▸ **THE REQUEST**
In the material below, list every line carrying the string "components".

--- start of PROVIDED DATA ---

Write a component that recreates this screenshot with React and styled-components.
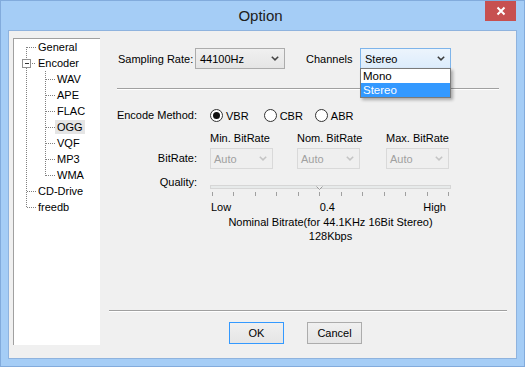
import React from 'react';
import styled, { createGlobalStyle } from 'styled-components';

const treeItems = [
  { label: 'General', level: 0 },
  { label: 'Encoder', level: 0, expander: true },
  { label: 'WAV', level: 1 },
  { label: 'APE', level: 1 },
  { label: 'FLAC', level: 1 },
  { label: 'OGG', level: 1, hovered: true },
  { label: 'VQF', level: 1 },
  { label: 'MP3', level: 1 },
  { label: 'WMA', level: 1 },
  { label: 'CD-Drive', level: 0 },
  { label: 'freedb', level: 0 },
];

const bitrates = [
  { title: 'Min. BitRate', width: 87 },
  { title: 'Nom. BitRate', width: 89 },
  { title: 'Max. BitRate', width: 63 },
];

const TICKS = 12;
const QUALITY_INDEX = 5;

const Chevron = ({ color = '#444' }) => (
  <svg width="8" height="5" viewBox="0 0 8 5">
    <path d="M0.8 0.8 L4 3.9 L7.2 0.8" fill="none" stroke={color} strokeWidth="1.5" />
  </svg>
);

const TreeLines = () => {
  const rowY = (i) => 8 + 16 * i;
  const last = treeItems.length - 1;
  const childRows = treeItems.map((t, i) => (t.level === 1 ? i : null)).filter((i) => i !== null);
  const dot = { stroke: '#808080', strokeDasharray: '1 1', shapeRendering: 'crispEdges' };
  return (
    <LinesSvg width="86" height="306">
      <line x1="12.5" y1={rowY(0)} x2="12.5" y2={rowY(1) - 4} style={dot} />
      <line x1="12.5" y1={rowY(1) + 5} x2="12.5" y2={rowY(last) + 1} style={dot} />
      {treeItems.map((t, i) =>
        t.level === 0 ? (
          <line key={i} x1={t.expander ? 18 : 13} y1={rowY(i) + 0.5} x2="22" y2={rowY(i) + 0.5} style={dot} />
        ) : null
      )}
      <line x1="31.5" y1={rowY(1) + 8} x2="31.5" y2={rowY(childRows[childRows.length - 1]) + 1} style={dot} />
      {childRows.map((i) => (
        <line key={i} x1="32" y1={rowY(i) + 0.5} x2="41" y2={rowY(i) + 0.5} style={dot} />
      ))}
      <rect x="8.5" y="20.5" width="8" height="8" fill="#fff" stroke="#919191" shapeRendering="crispEdges" />
      <line x1="10.5" y1="24.5" x2="15" y2="24.5" stroke="#333" shapeRendering="crispEdges" />
    </LinesSvg>
  );
};

const App = () => {
  return (
    <>
      <GlobalStyle />
      <Window>
        <TitleBar>
          <Title>Option</Title>
          <CloseButton>
            <svg width="10" height="10" viewBox="0 0 10 10">
              <path d="M1.5 1.5 L8.5 8.5 M8.5 1.5 L1.5 8.5" stroke="#fff" strokeWidth="2" />
            </svg>
          </CloseButton>
        </TitleBar>
        <Client>
          <TreePanel>
            <TreeLines />
            {treeItems.map((item) => (
              <TreeRow key={item.label}>
                <TreeLabel $level={item.level} $hovered={item.hovered}>
                  {item.label}
                </TreeLabel>
              </TreeRow>
            ))}
          </TreePanel>

          <Panel>
            <TopRow>
              <Label $width={77}>Sampling Rate:</Label>
              <Combo $width={90}>
                <span>44100Hz</span>
                <Chevron />
              </Combo>
              <Label $width={54} $left={21}>Channels</Label>
              <DropWrap>
                <Combo $width={91} $open>
                  <span>Stereo</span>
                  <Chevron color="#3c3c3c" />
                </Combo>
                <DropList>
                  <DropItem>Mono</DropItem>
                  <DropItem $selected>Stereo</DropItem>
                </DropList>
              </DropWrap>
            </TopRow>

            <Separator $inset={8} $top={19} />

            <FormRow $top={18}>
              <FieldLabel $line={15}>Encode Method:</FieldLabel>
              <RadioOption $gap={15}>
                <Radio $checked />
                VBR
              </RadioOption>
              <RadioOption $gap={12}>
                <Radio />
                CBR
              </RadioOption>
              <RadioOption>
                <Radio />
                ABR
              </RadioOption>
            </FormRow>

            <FormRow $top={8} $align="flex-end">
              <FieldLabel $line={21}>BitRate:</FieldLabel>
              {bitrates.map((b) => (
                <BitrateGroup key={b.title} $width={b.width}>
                  <GroupTitle>{b.title}</GroupTitle>
                  <Combo $width={63} $disabled>
                    <span>Auto</span>
                    <Chevron color="#c4c4c4" />
                  </Combo>
                </BitrateGroup>
              ))}
            </FormRow>

            <FormRow $top={6}>
              <FieldLabel $line={14}>Quality:</FieldLabel>
              <SliderBox>
                <TrackArea>
                  <Track />
                  <Thumb style={{ left: `${2 + (QUALITY_INDEX / (TICKS - 1)) * 236}px` }}>
                    <svg width="7" height="5" viewBox="0 0 7 5">
                      <path d="M0.5 0.5 L3.5 3.5 L6.5 0.5" fill="#f0f0f0" stroke="#9a9a9a" />
                    </svg>
                  </Thumb>
                </TrackArea>
                <Ticks>
                  {Array.from({ length: TICKS }).map((_, i) => (
                    <Tick key={i} />
                  ))}
                </Ticks>
                <Scale>
                  <span>Low</span>
                  <span>0.4</span>
                  <span>High</span>
                </Scale>
                <Info $top={1}>Nominal Bitrate(for 44.1KHz 16Bit Stereo)</Info>
                <Info>128Kbps</Info>
              </SliderBox>
            </FormRow>

            <Spacer />
            <Separator />
            <ButtonRow>
              <Button $default>OK</Button>
              <Button>Cancel</Button>
            </ButtonRow>
          </Panel>
        </Client>
      </Window>
    </>
  );
};

// --- Global ---

const GlobalStyle = createGlobalStyle`
  html, body {
    margin: 0;
    padding: 0;
    background: #a5cdf6;
  }
  body {
    font-family: 'Liberation Sans', Arial, sans-serif;
    font-size: 11px;
    color: #000;
  }
`;

// --- Window frame ---

const Window = styled.div`
  width: 525px;
  height: 367px;
  box-sizing: border-box;
  background: #a5cdf6;
  border: 1px solid #82abdc;
  display: flex;
  flex-direction: column;
`;

const TitleBar = styled.div`
  height: 29px;
  flex: none;
  display: grid;
  grid-template-columns: 1fr auto 1fr;
  align-items: start;
`;

const Title = styled.div`
  grid-column: 2;
  font-size: 15px;
  line-height: 29px;
  color: #202020;
  padding-right: 4px;
`;

const CloseButton = styled.div`
  grid-column: 3;
  justify-self: end;
  margin-right: 8px;
  width: 31px;
  height: 20px;
  background: #c75050;
  display: flex;
  align-items: center;
  justify-content: center;
`;

const Client = styled.div`
  flex: 1;
  margin: 0 7px 7px;
  border: 1px solid #8fb3de;
  background: #f0f0f0;
  display: flex;
  gap: 9px;
  padding: 7px 9px 13px 4px;
  min-height: 0;
`;

// --- Tree ---

const TreePanel = styled.div`
  position: relative;
  width: 87px;
  box-sizing: border-box;
  background: #fff;
  border-top: 1px solid #a0a0a0;
  border-left: 1px solid #a0a0a0;
  display: flex;
  flex-direction: column;
`;

const LinesSvg = styled.svg`
  position: absolute;
  left: 0;
  top: 0;
  pointer-events: none;
`;

const TreeRow = styled.div`
  height: 16px;
  display: flex;
  align-items: center;
`;

const TreeLabel = styled.span`
  margin-left: ${(p) => (p.$level ? 41 : 22)}px;
  padding: 0 2px;
  height: 14px;
  line-height: 14px;
  background: ${(p) => (p.$hovered ? '#e5e5e5' : 'transparent')};
  position: relative;
`;

// --- Right panel ---

const Panel = styled.div`
  flex: 1;
  display: flex;
  flex-direction: column;
`;

const TopRow = styled.div`
  margin-top: 10px;
  height: 21px;
  padding-left: 9px;
  display: flex;
  align-items: center;
`;

const Label = styled.span`
  width: ${(p) => p.$width}px;
  margin-left: ${(p) => p.$left || 0}px;
  white-space: nowrap;
  flex: none;
`;

const Combo = styled.div`
  width: ${(p) => p.$width}px;
  height: 21px;
  box-sizing: border-box;
  display: flex;
  align-items: center;
  justify-content: space-between;
  padding: 0 5px 0 ${(p) => (p.$disabled ? 3 : 4)}px;
  border: 1px solid ${(p) => (p.$open ? '#7eb4ea' : p.$disabled ? '#d9d9d9' : '#acacac')};
  background: ${(p) =>
    p.$open
      ? 'linear-gradient(#ecf4fc, #dcecfc)'
      : p.$disabled
      ? '#efefef'
      : 'linear-gradient(#f0f0f0, #e5e5e5)'};
  color: ${(p) => (p.$disabled ? '#a0a0a0' : '#000')};
  font-size: 11px;
`;

const DropWrap = styled.div`
  position: relative;
`;

const DropList = styled.div`
  position: absolute;
  top: 20px;
  left: 0;
  width: 91px;
  box-sizing: border-box;
  border: 1px solid #7a7a7a;
  background: #fff;
  box-shadow: 2px 2px 3px rgba(0, 0, 0, 0.3);
  z-index: 2;
`;

const DropItem = styled.div`
  height: 14px;
  line-height: 14px;
  padding-left: 2px;
  font-size: 11.5px;
  background: ${(p) => (p.$selected ? '#3399ff' : '#fff')};
  color: ${(p) => (p.$selected ? '#fff' : '#000')};
`;

const Separator = styled.div`
  margin: ${(p) => p.$top || 0}px ${(p) => p.$inset || 0}px 0;
  height: 0;
  border-top: 1px solid #a0a0a0;
  border-bottom: 1px solid #fff;
  flex: none;
`;

const FormRow = styled.div`
  margin-top: ${(p) => p.$top}px;
  display: flex;
  align-items: ${(p) => p.$align || 'flex-start'};
`;

const FieldLabel = styled.span`
  width: 88px;
  margin-right: 13px;
  text-align: right;
  line-height: ${(p) => p.$line}px;
  white-space: nowrap;
  flex: none;
`;

const RadioOption = styled.label`
  display: flex;
  align-items: center;
  gap: 3px;
  height: 15px;
  margin-right: ${(p) => p.$gap || 0}px;
`;

const Radio = styled.span`
  width: 13px;
  height: 13px;
  box-sizing: border-box;
  border-radius: 50%;
  border: 1px solid #333;
  background: #fff;
  display: inline-flex;
  align-items: center;
  justify-content: center;

  &::after {
    content: '';
    width: 7px;
    height: 7px;
    border-radius: 50%;
    background: #111;
    display: ${(p) => (p.$checked ? 'block' : 'none')};
  }
`;

const BitrateGroup = styled.div`
  width: ${(p) => p.$width}px;
  flex: none;
  display: flex;
  flex-direction: column;
  gap: 3px;
`;

const GroupTitle = styled.span`
  line-height: 14px;
  white-space: nowrap;
`;

const SliderBox = styled.div`
  width: 241px;
  display: flex;
  flex-direction: column;
`;

const TrackArea = styled.div`
  position: relative;
  height: 14px;
  padding-top: 10px;
  box-sizing: border-box;
`;

const Track = styled.div`
  height: 4px;
  box-sizing: border-box;
  border: 1px solid #d6d6d6;
  background: #e7eaea;
`;

const Thumb = styled.div`
  position: absolute;
  top: 11px;
  width: 7px;
  height: 5px;
  margin-left: -3px;
  display: flex;
`;

const Ticks = styled.div`
  margin-top: 3px;
  padding: 0 2px;
  height: 4px;
  display: flex;
  justify-content: space-between;
`;

const Tick = styled.span`
  width: 1px;
  height: 4px;
  background: #a0a0a0;
`;

const Scale = styled.div`
  margin-top: 5px;
  padding: 0 5px 0 1px;
  line-height: 13px;
  display: flex;
  justify-content: space-between;
`;

const Info = styled.div`
  margin-top: ${(p) => p.$top || 0}px;
  line-height: 14px;
  text-align: center;
  white-space: nowrap;
`;

const Spacer = styled.div`
  flex: 1;
`;

const ButtonRow = styled.div`
  margin-top: 10px;
  margin-bottom: 1px;
  padding-left: 120px;
  display: flex;
  gap: 23px;
`;

const Button = styled.button`
  width: 55px;
  height: 22px;
  box-sizing: border-box;
  padding: 0;
  font-family: 'Liberation Sans', Arial, sans-serif;
  font-size: 11px;
  color: #000;
  border: 1px solid ${(p) => (p.$default ? '#3399ff' : '#acacac')};
  background: linear-gradient(#f0f0f0, #e5e5e5);
`;

export default App;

--- end of PROVIDED DATA ---

▸ **TASK RESULT**
Write a component that recreates this screenshot with React and styled-components.
import styled, { createGlobalStyle } from 'styled-components';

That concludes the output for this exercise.